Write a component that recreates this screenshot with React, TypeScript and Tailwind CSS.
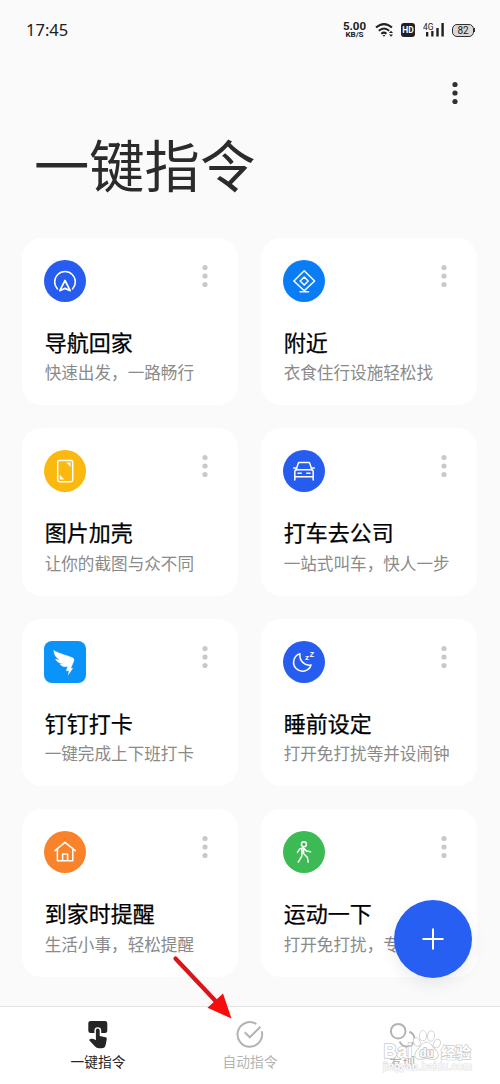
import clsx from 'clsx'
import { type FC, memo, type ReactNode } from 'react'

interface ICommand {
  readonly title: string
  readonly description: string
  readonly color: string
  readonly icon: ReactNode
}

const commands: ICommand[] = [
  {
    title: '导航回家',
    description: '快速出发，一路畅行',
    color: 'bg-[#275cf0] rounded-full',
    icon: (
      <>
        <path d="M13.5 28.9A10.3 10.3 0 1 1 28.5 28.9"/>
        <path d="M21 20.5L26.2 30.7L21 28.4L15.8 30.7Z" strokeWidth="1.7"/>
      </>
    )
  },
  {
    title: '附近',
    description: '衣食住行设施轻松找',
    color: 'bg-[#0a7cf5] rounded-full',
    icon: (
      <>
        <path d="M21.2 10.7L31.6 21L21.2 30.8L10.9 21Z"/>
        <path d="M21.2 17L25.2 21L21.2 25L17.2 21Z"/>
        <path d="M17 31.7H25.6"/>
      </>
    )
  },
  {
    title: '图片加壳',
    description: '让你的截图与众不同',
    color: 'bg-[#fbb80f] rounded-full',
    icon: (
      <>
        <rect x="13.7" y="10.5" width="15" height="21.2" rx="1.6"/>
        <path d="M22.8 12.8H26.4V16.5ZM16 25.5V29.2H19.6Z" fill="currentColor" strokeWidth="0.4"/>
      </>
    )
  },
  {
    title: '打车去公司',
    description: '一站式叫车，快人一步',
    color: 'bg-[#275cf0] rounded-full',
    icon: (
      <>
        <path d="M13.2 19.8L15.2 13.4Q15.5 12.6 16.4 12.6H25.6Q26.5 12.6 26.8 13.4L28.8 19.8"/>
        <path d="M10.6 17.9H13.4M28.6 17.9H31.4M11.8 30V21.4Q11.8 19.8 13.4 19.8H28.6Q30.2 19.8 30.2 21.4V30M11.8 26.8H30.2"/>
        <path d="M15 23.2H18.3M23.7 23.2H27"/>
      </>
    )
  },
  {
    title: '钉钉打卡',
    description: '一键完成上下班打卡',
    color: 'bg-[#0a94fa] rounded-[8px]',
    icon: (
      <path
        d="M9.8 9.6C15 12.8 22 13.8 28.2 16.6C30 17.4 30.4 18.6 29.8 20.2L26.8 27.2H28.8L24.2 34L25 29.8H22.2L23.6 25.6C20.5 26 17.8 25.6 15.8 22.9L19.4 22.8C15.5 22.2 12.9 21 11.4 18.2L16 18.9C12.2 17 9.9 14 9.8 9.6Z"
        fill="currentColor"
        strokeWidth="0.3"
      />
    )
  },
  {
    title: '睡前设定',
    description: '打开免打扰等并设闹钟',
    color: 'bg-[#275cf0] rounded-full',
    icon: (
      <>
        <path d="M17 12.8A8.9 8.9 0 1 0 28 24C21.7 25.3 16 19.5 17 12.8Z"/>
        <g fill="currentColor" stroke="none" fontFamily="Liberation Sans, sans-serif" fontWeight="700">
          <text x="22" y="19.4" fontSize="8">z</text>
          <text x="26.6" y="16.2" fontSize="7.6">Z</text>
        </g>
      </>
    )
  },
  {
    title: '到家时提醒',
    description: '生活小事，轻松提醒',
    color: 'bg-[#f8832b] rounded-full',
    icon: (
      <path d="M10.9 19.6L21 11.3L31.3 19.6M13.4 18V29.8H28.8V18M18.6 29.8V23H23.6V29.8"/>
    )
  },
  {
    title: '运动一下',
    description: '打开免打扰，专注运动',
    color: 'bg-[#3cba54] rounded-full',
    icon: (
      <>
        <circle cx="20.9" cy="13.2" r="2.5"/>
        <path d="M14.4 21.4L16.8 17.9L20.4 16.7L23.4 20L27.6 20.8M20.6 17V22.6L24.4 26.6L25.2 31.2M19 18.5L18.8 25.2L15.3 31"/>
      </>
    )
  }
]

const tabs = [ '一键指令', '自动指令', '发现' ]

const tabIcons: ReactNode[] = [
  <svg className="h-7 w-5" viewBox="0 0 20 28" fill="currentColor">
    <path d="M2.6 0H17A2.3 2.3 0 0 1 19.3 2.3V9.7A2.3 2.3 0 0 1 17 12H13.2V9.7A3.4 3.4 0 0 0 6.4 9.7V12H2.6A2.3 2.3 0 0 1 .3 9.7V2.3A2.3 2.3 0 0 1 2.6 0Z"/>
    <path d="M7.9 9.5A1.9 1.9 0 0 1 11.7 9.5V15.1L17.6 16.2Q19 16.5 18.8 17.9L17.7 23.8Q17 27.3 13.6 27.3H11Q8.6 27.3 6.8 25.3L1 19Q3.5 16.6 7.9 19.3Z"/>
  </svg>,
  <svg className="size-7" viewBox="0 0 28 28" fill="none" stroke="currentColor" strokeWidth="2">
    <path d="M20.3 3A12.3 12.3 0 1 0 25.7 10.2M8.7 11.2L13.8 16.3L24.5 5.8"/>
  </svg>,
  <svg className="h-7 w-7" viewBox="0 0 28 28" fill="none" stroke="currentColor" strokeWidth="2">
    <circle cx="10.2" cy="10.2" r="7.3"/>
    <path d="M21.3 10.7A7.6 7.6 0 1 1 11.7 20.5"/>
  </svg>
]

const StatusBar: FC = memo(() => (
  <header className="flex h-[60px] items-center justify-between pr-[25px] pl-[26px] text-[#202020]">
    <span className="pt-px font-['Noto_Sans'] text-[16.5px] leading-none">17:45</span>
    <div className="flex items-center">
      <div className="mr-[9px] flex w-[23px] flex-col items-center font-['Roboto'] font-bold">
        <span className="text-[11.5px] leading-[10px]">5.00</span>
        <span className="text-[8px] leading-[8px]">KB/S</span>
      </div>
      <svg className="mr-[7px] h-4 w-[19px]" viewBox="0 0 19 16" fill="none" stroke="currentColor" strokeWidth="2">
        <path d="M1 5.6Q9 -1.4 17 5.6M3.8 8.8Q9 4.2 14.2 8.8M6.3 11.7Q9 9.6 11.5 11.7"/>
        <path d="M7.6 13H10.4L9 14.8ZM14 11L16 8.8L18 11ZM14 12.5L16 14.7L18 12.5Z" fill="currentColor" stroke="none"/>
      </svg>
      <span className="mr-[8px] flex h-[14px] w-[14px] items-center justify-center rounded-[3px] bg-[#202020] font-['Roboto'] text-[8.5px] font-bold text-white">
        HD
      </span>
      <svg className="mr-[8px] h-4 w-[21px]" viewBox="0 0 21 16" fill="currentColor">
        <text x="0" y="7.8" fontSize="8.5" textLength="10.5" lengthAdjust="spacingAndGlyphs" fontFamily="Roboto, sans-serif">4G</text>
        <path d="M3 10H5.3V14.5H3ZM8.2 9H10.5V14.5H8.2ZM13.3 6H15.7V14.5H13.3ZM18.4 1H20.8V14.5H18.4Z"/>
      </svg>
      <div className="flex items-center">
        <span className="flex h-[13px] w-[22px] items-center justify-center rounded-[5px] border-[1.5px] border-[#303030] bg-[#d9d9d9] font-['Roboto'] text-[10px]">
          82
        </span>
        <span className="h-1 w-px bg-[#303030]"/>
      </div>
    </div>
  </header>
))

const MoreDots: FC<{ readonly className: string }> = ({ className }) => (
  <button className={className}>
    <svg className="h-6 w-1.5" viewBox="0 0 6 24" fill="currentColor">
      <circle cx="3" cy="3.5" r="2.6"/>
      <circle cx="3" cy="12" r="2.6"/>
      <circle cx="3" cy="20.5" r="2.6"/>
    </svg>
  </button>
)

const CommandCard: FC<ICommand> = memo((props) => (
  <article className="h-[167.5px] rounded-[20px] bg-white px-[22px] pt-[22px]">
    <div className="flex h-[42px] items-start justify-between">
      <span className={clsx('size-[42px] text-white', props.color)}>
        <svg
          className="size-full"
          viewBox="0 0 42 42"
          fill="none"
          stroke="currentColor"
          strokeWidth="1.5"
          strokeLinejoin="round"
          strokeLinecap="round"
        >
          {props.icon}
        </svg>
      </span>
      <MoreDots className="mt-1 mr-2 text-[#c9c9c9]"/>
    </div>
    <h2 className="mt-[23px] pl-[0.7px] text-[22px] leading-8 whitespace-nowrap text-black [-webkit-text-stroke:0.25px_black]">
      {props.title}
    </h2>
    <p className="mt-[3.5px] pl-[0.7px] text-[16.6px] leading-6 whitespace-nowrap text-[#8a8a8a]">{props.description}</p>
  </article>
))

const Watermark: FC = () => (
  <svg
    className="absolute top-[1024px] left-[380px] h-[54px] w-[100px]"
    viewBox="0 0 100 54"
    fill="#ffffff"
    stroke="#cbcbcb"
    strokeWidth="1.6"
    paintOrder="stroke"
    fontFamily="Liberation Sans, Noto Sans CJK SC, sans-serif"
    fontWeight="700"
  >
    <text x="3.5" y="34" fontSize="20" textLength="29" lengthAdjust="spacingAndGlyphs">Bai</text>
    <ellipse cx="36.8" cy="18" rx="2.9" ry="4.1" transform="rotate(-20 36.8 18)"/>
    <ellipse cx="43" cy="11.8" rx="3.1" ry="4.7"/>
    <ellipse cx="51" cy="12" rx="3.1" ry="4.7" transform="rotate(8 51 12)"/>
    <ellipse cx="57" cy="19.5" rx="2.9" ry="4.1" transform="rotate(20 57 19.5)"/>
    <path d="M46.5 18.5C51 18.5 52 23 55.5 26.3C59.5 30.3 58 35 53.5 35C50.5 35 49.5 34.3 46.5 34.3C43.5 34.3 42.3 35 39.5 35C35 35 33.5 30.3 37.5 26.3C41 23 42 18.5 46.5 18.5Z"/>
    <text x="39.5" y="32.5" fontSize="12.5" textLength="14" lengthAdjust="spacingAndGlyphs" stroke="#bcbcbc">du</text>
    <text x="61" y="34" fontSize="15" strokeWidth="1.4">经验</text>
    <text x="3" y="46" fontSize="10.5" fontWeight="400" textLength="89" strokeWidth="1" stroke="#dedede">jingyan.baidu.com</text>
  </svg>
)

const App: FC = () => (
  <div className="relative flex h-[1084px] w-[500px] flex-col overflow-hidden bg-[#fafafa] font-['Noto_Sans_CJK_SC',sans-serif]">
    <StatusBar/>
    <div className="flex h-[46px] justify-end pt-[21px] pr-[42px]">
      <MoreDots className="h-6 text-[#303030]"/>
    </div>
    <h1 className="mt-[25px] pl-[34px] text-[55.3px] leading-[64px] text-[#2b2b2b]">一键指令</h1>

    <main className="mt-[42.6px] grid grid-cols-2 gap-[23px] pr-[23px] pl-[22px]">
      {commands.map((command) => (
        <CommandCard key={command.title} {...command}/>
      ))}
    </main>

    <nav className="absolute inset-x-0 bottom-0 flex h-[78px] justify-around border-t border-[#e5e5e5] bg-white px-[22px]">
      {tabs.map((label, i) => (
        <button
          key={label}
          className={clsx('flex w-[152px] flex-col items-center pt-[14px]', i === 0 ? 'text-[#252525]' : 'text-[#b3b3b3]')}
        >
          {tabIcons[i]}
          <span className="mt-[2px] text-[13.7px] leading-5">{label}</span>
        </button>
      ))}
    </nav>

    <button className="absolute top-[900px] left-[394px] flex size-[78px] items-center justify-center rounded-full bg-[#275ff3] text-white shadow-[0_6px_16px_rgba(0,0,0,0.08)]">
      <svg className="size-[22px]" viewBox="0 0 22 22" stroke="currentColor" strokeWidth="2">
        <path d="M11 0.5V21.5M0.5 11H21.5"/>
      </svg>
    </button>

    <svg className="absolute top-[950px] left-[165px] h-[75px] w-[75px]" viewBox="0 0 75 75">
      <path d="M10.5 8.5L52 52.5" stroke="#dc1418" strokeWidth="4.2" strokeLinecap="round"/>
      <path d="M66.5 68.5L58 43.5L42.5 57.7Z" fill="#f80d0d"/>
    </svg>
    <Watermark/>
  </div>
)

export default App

Brief: Copy nothing but the lines from the top of the data down to the line containing "FC, memo, type", and leave the pictures out.

Expected answer:
Write a component that recreates this screenshot with React, TypeScript and Tailwind CSS.
import clsx from 'clsx'
import { type FC, memo, type ReactNode } from 'react'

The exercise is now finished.